Hardly. Companies go bankrupt and get kicked out all the time. The index stays "strong" because it cuts the losers and adds the rising stars. It’s a survival-of-the-fittest machine.

How to Actually Use This Information

If you’re looking to get started, you don't "buy the S&P 500" directly. You buy an ETF (Exchange Traded Fund) or a mutual fund that tracks it.

The big names are SPY, IVV, and VOO. They are basically identical, though they have tiny differences in fees (expense ratios). For most regular people, VOO or IVV are the go-to choices because their fees are rock-bottom—usually around 0.03%.
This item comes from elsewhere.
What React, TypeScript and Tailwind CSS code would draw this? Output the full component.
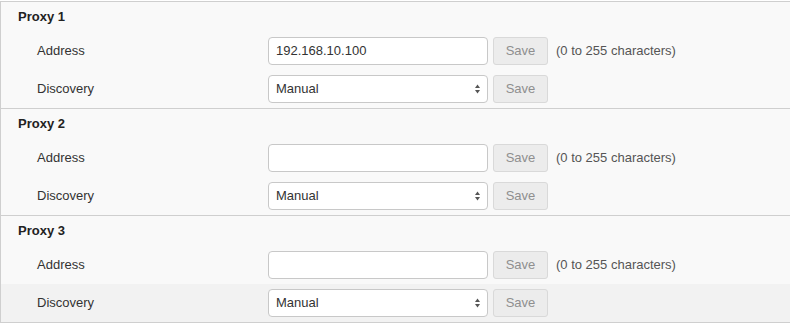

Actionable Next Steps for Your Portfolio

  1. Check your current exposure: Look at your 401(k) or brokerage account. Do you already own an S&P 500 fund? Most people do without realizing it.
  2. Look at the "Equal Weight" alternative: If you’re worried that Nvidia and Microsoft are too dominant, look into an ETF like RSP. It holds the same 500 companies but gives them all the same 0.2% weight. It’s a way to bet on the "average" company rather than just the tech titans.
  3. Automate your buys: The S&P 500 is volatile. It dropped nearly 19% in early 2025 before roaring back. The best way to handle this isn't to time the market, but to "dollar-cost average"—put in a set amount every month regardless of whether the news is good or bad.
  4. Mind the valuation: Right now, the price-to-earnings (P/E) ratio is sitting above 22. That's historically high. It doesn't mean a crash is coming tomorrow, but it does mean you should be prepared for lower returns over the next decade compared to the last one.

The S&P 500 isn't a "get rich quick" scheme. It’s a "get wealthy slowly" tool. By owning the 500 biggest engines of the U.S. economy, you’re betting on American ingenuity to keep grinding forward.